PASURUAN, Tugujatim.id – Memasuki awal November 2022, harga kedelai kembali naik. Sejumlah perajin tempe di Kota Pasuruan, Jawa Timur, turut merasakan dampak kenaikan itu. Mereka terpaksa akan menaikkan harga jual tempe jika harga bahan baku kedelai tidak kunjung menurun.
Kenaikan harga kedelai ini dikeluhkan para perajin tempe di Kampung Rekesan, Kelurahan Pekuncen, Kota Pasuruan. Zainul Muttaqin (43), salah satu perajin tempe, mengeluh bahwa akhir-akhir ini harga kedelai makin lama makin mahal. Kenaikan ini semakin parah dirasakannya sejak adanya kenaikan harga BBM pada bulan September 2022 lalu.
“Naiknya paling banyak Rp500, kadang Rp100, Rp50, tapi naik terus hampir tiap hari, nggak pernah turun,” papar Zainul.

Menurut Zainul, kini harga bahan baku kedelai sudah mencapai Rp14.000 per kilogramnya. Harga kedelai ini naik dua kali lipat dibandingkan tahun 2020 di mana per kilogramnya hanya Rp7.000. “Sebelum BBM naik bulan kemarin, terakhir harganya sudah Rp12.000, kalau sekarang sampai Rp14.000,” ungkapnya.
Dengan terus naiknya harga kedelai membuat Zainul dilema. Untuk menaikkan harga jual, dia juga masih pikir-pikir. Karena belum lama ini, dia sudah menaikkan harga tempe menjadi Rp2500 ukuran kecil dan Rp25.000 untuk ukuran besar. “Mau naikkan juga kasihan pelanggan banyak yang ngeluh. Apalagi belum sampe setahun harganya baru saya naikkan,” jelasnya.
Zainul tidak menutup kemungkinan jika ke depannya dia terpaksa menaikkan harga tempe atau mengurangi ukuran. Apalagi jika harga kedelai tidak kunjung turun.
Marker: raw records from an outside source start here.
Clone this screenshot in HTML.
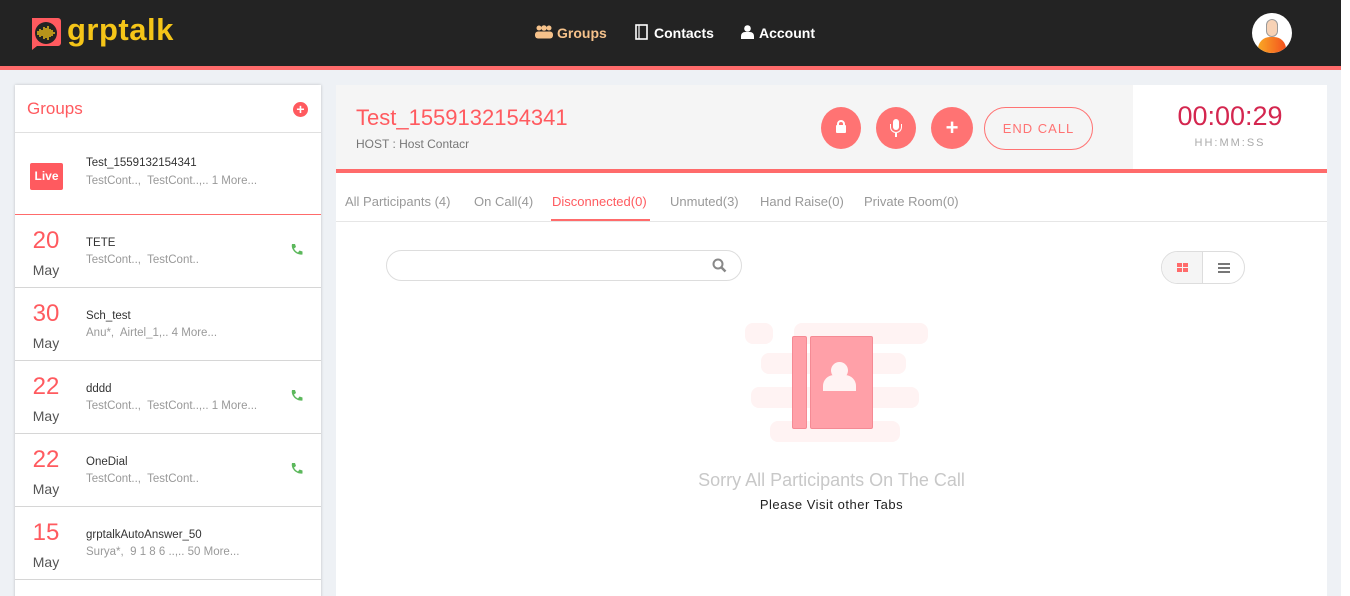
<!DOCTYPE html>
<html><head><meta charset="utf-8"><style>
*{box-sizing:border-box;margin:0;padding:0}
html,body{width:1350px;height:596px;overflow:hidden}
body{background:#eef1f5;font-family:"Liberation Sans",sans-serif;position:relative}
.abs{position:absolute}
#hdr{left:0;top:0;width:1341px;height:66px;background:#232323}
#bar{left:0;top:66px;width:1341px;height:4px;background:#ff6b6b}
#sb{left:1341px;top:0;width:9px;height:596px;background:#fff}
.nav{color:#fff;font-size:14px;font-weight:bold;top:25px}
#side{left:15px;top:85px;width:306px;height:520px;background:#fff;box-shadow:0 0 3px rgba(0,0,0,.2)}
.row{position:absolute;left:0;width:306px;border-bottom:1px solid #d6d6d6}
.d{position:absolute;left:15px;width:32px;text-align:center;color:#ff5a5f;font-size:24px}
.m{position:absolute;left:15px;width:32px;text-align:center;color:#555;font-size:14px}
.t{position:absolute;left:71px;font-size:11.5px;color:#333}
.s{position:absolute;left:71px;font-size:11.5px;color:#999}
.ph{position:absolute;left:275px}
#main{left:336px;top:85px;width:991px;height:520px;background:#fff}
.tab{position:absolute;top:109px;font-size:13px;color:#999}
.cb{position:absolute;top:22px;width:40px;height:42px;border-radius:50%;background:#ff7373}
</style></head><body>
<div id="hdr" class="abs"></div><div id="bar" class="abs"></div><div id="sb" class="abs"></div>
<svg class="abs" style="left:29px;top:17px" width="34" height="33" viewBox="0 0 34 33"><path d="M3 1h26a3 3 0 0 1 3 3v22a3 3 0 0 1-3 3H8l-5 4z" fill="#ff5a5f"/><circle cx="17" cy="16" r="11" fill="#232323"/><g stroke="#f5c518" stroke-width="1.4"><path d="M9 14v4M11 12v8M13 13v6M15 10v12M17 11v10M19 9v14M21 12v8M23 13v6M25 15v2"/></g></svg>
<div class="abs" style="left:67px;top:12px;color:#f5c518;font-size:31px;font-weight:bold;letter-spacing:0.5px">grptalk</div>
<svg class="abs" style="left:535px;top:25px" width="18" height="14" viewBox="0 0 18 14" fill="#f6c28b"><circle cx="4" cy="3" r="2.5"/><circle cx="9" cy="3" r="2.8"/><circle cx="14" cy="3" r="2.5"/><rect x="0" y="6.5" width="18" height="7" rx="3"/></svg>
<div class="abs nav" style="left:557px;color:#f6c28b">Groups</div>
<svg class="abs" style="left:635px;top:24px" width="13" height="16" viewBox="0 0 13 16"><rect x="1" y="1" width="11" height="14" fill="none" stroke="#fff" stroke-width="1.6"/><path d="M4 1v14" stroke="#fff" stroke-width="1.2"/></svg>
<div class="abs nav" style="left:654px">Contacts</div>
<svg class="abs" style="left:741px;top:25px" width="13" height="14" viewBox="0 0 13 14" fill="#fff"><circle cx="6.5" cy="3.5" r="3.3"/><path d="M0 14v-3a4 4 0 0 1 4-4h5a4 4 0 0 1 4 4v3z"/></svg>
<div class="abs nav" style="left:759px">Account</div>
<div class="abs" style="left:1252px;top:13px;width:40px;height:40px;border-radius:50%;background:#fff;overflow:hidden"><div class="abs" style="left:14px;top:6px;width:12px;height:18px;border-radius:6px;background:#f7d2b5;border:1px solid #999"></div><div class="abs" style="left:6px;top:24px;width:28px;height:16px;border-radius:12px 12px 0 0;background:linear-gradient(90deg,#f9a825,#f4511e)"></div></div>

<div id="side" class="abs">
<div class="abs" style="left:12px;top:14px;color:#ff5a5f;font-size:17px">Groups</div>
<div class="abs" style="left:278px;top:17px;width:15px;height:15px;border-radius:50%;background:#ff5a5f;color:#fff;font-size:14px;line-height:15px;text-align:center;font-weight:bold">+</div>
<div class="abs" style="left:0;top:47px;width:306px;height:1px;background:#e0e0e0"></div>
<div class="row" style="top:48px;height:82px;border-bottom:1px solid #ff6b6b">
<div class="abs" style="left:15px;top:30px;width:33px;height:27px;background:#ff5a5f;border-radius:2px;color:#fff;font-size:12px;font-weight:bold;text-align:center;line-height:27px">Live</div>
<div class="t" style="top:24px">Test_1559132154341</div><div class="s" style="top:42px">TestCont..,&nbsp; TestCont..,.. 1 More...</div></div>
<div class="row" style="top:130px;height:73px"><div class="d" style="top:12px">20</div><div class="m" style="top:47px">May</div><div class="t" style="top:22px">TETE</div><div class="s" style="top:39px">TestCont..,&nbsp; TestCont..</div><svg class="ph" style="top:28px" width="13" height="13" viewBox="0 0 13 13"><path d="M2 1l3 0 1 3-2 1.5c1 2 2 3 4 4L9.5 7.5l3 1v3c-6 1-12-5-10.5-10.5z" fill="#5cb85c"/></svg></div>
<div class="row" style="top:203px;height:73px"><div class="d" style="top:12px">30</div><div class="m" style="top:47px">May</div><div class="t" style="top:22px">Sch_test</div><div class="s" style="top:39px">Anu*,&nbsp; Airtel_1,.. 4 More...</div></div>
<div class="row" style="top:276px;height:73px"><div class="d" style="top:12px">22</div><div class="m" style="top:47px">May</div><div class="t" style="top:22px">dddd</div><div class="s" style="top:39px">TestCont..,&nbsp; TestCont..,.. 1 More...</div><svg class="ph" style="top:28px" width="13" height="13" viewBox="0 0 13 13"><path d="M2 1l3 0 1 3-2 1.5c1 2 2 3 4 4L9.5 7.5l3 1v3c-6 1-12-5-10.5-10.5z" fill="#5cb85c"/></svg></div>
<div class="row" style="top:349px;height:73px"><div class="d" style="top:12px">22</div><div class="m" style="top:47px">May</div><div class="t" style="top:22px">OneDial</div><div class="s" style="top:39px">TestCont..,&nbsp; TestCont..</div><svg class="ph" style="top:28px" width="13" height="13" viewBox="0 0 13 13"><path d="M2 1l3 0 1 3-2 1.5c1 2 2 3 4 4L9.5 7.5l3 1v3c-6 1-12-5-10.5-10.5z" fill="#5cb85c"/></svg></div>
<div class="row" style="top:422px;height:73px"><div class="d" style="top:12px">15</div><div class="m" style="top:47px">May</div><div class="t" style="top:22px">grptalkAutoAnswer_50</div><div class="s" style="top:39px">Surya*,&nbsp; 9 1 8 6 ..,.. 50 More...</div></div>
</div>

<div id="main" class="abs">
<div class="abs" style="left:0;top:0;width:797px;height:84px;background:#f5f5f5"></div>
<div class="abs" style="left:0;top:84px;width:991px;height:4px;background:#ff6b6b"></div>
<div class="abs" style="left:20px;top:20px;color:#ff5a5f;font-size:22px">Test_1559132154341</div>
<div class="abs" style="left:20px;top:52px;color:#777;font-size:12px">HOST : Host Contacr</div>
<div class="cb" style="left:485px"><div class="abs" style="left:15px;top:18px;width:10px;height:8px;background:#fff;border-radius:1px"></div><div class="abs" style="left:16px;top:13px;width:8px;height:8px;border:2px solid #fff;border-radius:4px 4px 0 0"></div></div>
<div class="cb" style="left:540px"><div class="abs" style="left:17px;top:12px;width:6px;height:11px;background:#fff;border-radius:3px"></div><div class="abs" style="left:14px;top:17px;width:12px;height:9px;border:1.5px solid #fff;border-top:none;border-radius:0 0 6px 6px"></div><div class="abs" style="left:19px;top:26px;width:2px;height:4px;background:#fff"></div></div>
<div class="cb" style="left:595px;width:42px;color:#fff;font-size:22px;font-weight:bold;text-align:center;line-height:42px">+</div>
<div class="abs" style="left:648px;top:22px;width:109px;height:43px;border:1px solid #ff7373;border-radius:22px;color:#ff7373;font-size:13px;text-align:center;line-height:41px;letter-spacing:1px">END CALL</div>
<div class="abs" style="left:797px;top:16px;width:194px;text-align:center;color:#d4264f;font-size:27px">00:00:29</div>
<div class="abs" style="left:797px;top:52px;width:194px;text-align:center;color:#aaa;font-size:11px;letter-spacing:2px">HH:MM:SS</div>
<div class="tab" style="left:9px">All Participants (4)</div>
<div class="tab" style="left:138px">On Call(4)</div>
<div class="tab" style="left:216px;color:#ff5a5f">Disconnected(0)</div>
<div class="abs" style="left:215px;top:134px;width:99px;height:3px;background:#ff6b6b"></div>
<div class="tab" style="left:334px">Unmuted(3)</div>
<div class="tab" style="left:424px">Hand Raise(0)</div>
<div class="tab" style="left:528px">Private Room(0)</div>
<div class="abs" style="left:0;top:136px;width:991px;height:1px;background:#e6e6e6"></div>
<div class="abs" style="left:50px;top:165px;width:356px;height:31px;border:1px solid #ddd;border-radius:16px"></div>
<svg class="abs" style="left:376px;top:173px" width="15" height="15"><circle cx="6" cy="6" r="4.5" fill="none" stroke="#888" stroke-width="2"/><path d="M9.5 9.5l4 4" stroke="#888" stroke-width="2.5"/></svg>
<div class="abs" style="left:825px;top:166px;width:84px;height:33px;border:1px solid #ddd;border-radius:17px;overflow:hidden"><div class="abs" style="left:0;top:0;width:41px;height:33px;background:#f5f5f5;border-right:1px solid #ddd"></div>
<div class="abs" style="left:15px;top:11px;width:5px;height:4px;background:#ff6b6b"></div><div class="abs" style="left:21px;top:11px;width:5px;height:4px;background:#ff6b6b"></div><div class="abs" style="left:15px;top:16px;width:5px;height:4px;background:#ff6b6b"></div><div class="abs" style="left:21px;top:16px;width:5px;height:4px;background:#ff6b6b"></div>
<div class="abs" style="left:56px;top:11px;width:12px;height:2px;background:#777;box-shadow:0 4px 0 #777,0 8px 0 #777"></div></div>
<div class="abs" style="left:409px;top:238px;width:28px;height:21px;background:#fff3f3;border-radius:8px"></div>
<div class="abs" style="left:458px;top:238px;width:134px;height:21px;background:#fff3f3;border-radius:8px"></div>
<div class="abs" style="left:425px;top:268px;width:145px;height:21px;background:#fff3f3;border-radius:8px"></div>
<div class="abs" style="left:415px;top:302px;width:168px;height:21px;background:#fff3f3;border-radius:8px"></div>
<div class="abs" style="left:434px;top:336px;width:130px;height:21px;background:#fff3f3;border-radius:8px"></div>
<div class="abs" style="left:456px;top:251px;width:15px;height:93px;background:#ffa0a8;border:1px solid #f58a94;border-radius:2px"></div>
<div class="abs" style="left:474px;top:251px;width:63px;height:93px;background:#ffa0a8;border:1px solid #f58a94;border-radius:2px"></div>
<div class="abs" style="left:495px;top:277px;width:17px;height:17px;border-radius:50%;background:#fff3f3"></div>
<div class="abs" style="left:487px;top:290px;width:33px;height:16px;border-radius:11px 11px 0 0;background:#fff3f3"></div>
<div class="abs" style="left:0;top:385px;width:991px;text-align:center;color:#c8c8c8;font-size:18px">Sorry All Participants On The Call</div>
<div class="abs" style="left:0;top:412px;width:991px;text-align:center;color:#222;font-size:13px;letter-spacing:0.5px">Please Visit other Tabs</div>
</div>
</body></html>
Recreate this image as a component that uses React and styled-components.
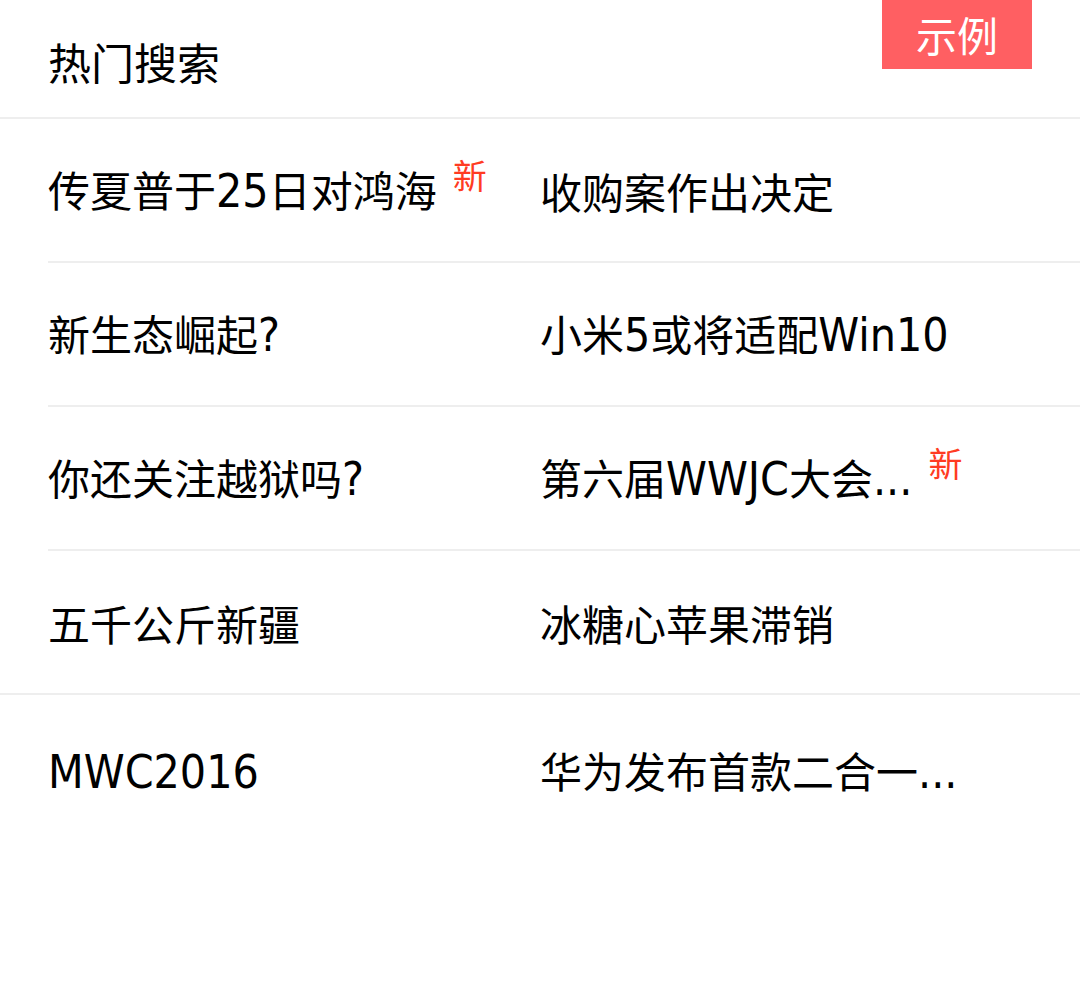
import React from "react";
import styled, { createGlobalStyle } from "styled-components";

const GlobalStyle = createGlobalStyle`
  html, body {
    margin: 0;
    padding: 0;
    background: #ffffff;
  }
  body {
    font-family: "Noto Sans CJK SC", sans-serif;
    color: #000000;
  }
`;

const Page = styled.div`
  position: relative;
  width: 1080px;
  min-height: 984px;
  background: #ffffff;
`;

const Header = styled.div`
  height: 119px;
  box-sizing: border-box;
  display: flex;
  align-items: center;
  padding: 6px 0 0 48px;
  border-bottom: 2px solid #eeeeee;
  font-size: 43px;
  line-height: 1;
  color: #000;
`;

const Badge = styled.div`
  position: absolute;
  top: 0;
  right: 48px;
  width: 150px;
  height: 69px;
  background: #ff5f62;
  color: #ffffff;
  font-size: 41px;
  line-height: 1;
  display: flex;
  align-items: center;
  justify-content: center;
`;

const List = styled.div`
  display: flex;
  flex-direction: column;
`;

const Row = styled.div`
  display: grid;
  grid-template-columns: 492px 1fr;
  margin-left: ${(p) => (p.$full ? "0" : "48px")};
  padding-left: ${(p) => (p.$full ? "48px" : "0")};
  border-bottom: ${(p) => (p.$last ? "none" : "2px solid #eeeeee")};
  height: ${(p) => (p.$last ? "152px" : "142px")};
`;

const Cell = styled.div`
  display: flex;
  align-items: center;
  padding-top: 2px;
  white-space: nowrap;
  color: #000;
`;

const Text = styled.span`
  font-size: 42px;
  line-height: 1;
`;

const Latin = styled.span`
  font-family: "DejaVu Sans Condensed", "Liberation Sans", sans-serif;
  font-size: 46px;
  line-height: 1;
`;

const NewTag = styled.span`
  margin-left: 16px;
  margin-bottom: 32px;
  font-size: 34px;
  line-height: 1;
  color: #ff3b22;
`;

const rows = [
  [{ t: "传夏普于25日对鸿海", n: true }, { t: "收购案作出决定" }],
  [{ t: "新生态崛起?" }, { t: "小米5或将适配Win10" }],
  [{ t: "你还关注越狱吗?" }, { t: "第六届WWJC大会...", n: true }],
  [{ t: "五千公斤新疆" }, { t: "冰糖心苹果滞销" }],
  [{ t: "MWC2016" }, { t: "华为发布首款二合一..." }],
];

function Mixed({ text }) {
  const parts = text.split(/([A-Za-z0-9?.]+)/).filter(Boolean);
  return (
    <Text>
      {parts.map((p, i) =>
        /^[A-Za-z0-9?.]+$/.test(p) ? <Latin key={i}>{p}</Latin> : <React.Fragment key={i}>{p}</React.Fragment>
      )}
    </Text>
  );
}

export default function App() {
  return (
    <Page>
      <GlobalStyle />
      <Header>热门搜索</Header>
      <Badge>示例</Badge>
      <List>
        {rows.map((r, i) => (
          <Row key={i} $full={i === 3} $last={i === rows.length - 1}>
            {r.map((c, j) => (
              <Cell key={j}>
                <Mixed text={c.t} />
                {c.n && <NewTag>新</NewTag>}
              </Cell>
            ))}
          </Row>
        ))}
      </List>
    </Page>
  );
}
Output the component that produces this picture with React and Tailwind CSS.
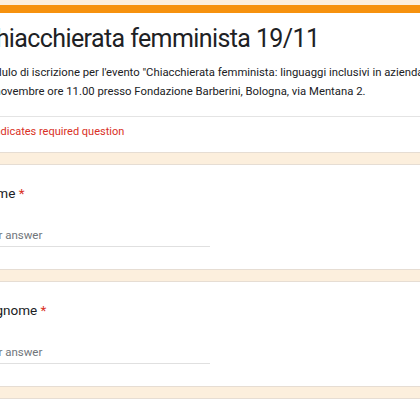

Zainul memperkirakan akan menaikkan harga tempe ukuran kecil menjadi Rp3000 dan ukuran besar menjadi Rp30.000. “Ya kalau naik terus, ya mau nggak mau ya nanti dinaikkan, tapi bertahap ini, saya mau rembukan dulu sama reseller,” jelasnya.
Meskipun begitu, permintaan tempe tidak mengalami penurunan seiring kenaikan harga kedelai. Dalam sehari, Zainul bisa memproduksi hingga 20 kilogram tempe. Hanya saja, keuntungan yang dia peroleh semakin berkurang karena mahalnya bahan baku kedelai. “Sehari itu omset kotornya Rp450.000, belum kepotong bahan baku sama raginya, untungnya tinggal Rp150.000-an,” ucapnya
Hingga kini, Zainul menjadi salah satu dari tiga perajin tempe yang masih bertahan di Kampung Rekesan. Dulunya, kampung Rekesan terkenal sebagai kampung tempe karena hampir seluruh warganya berprofesi sebagai perajin tempe. Namun lambat laun, pekerjaan perajin tempe ini mulai banyak ditinggalkan warga.
“Saya ini generasi paling lama bertahan, kalau diitung turun temurun sudah tiga generasi, mulai kakek, bapak, terus saya,” pungkasnya.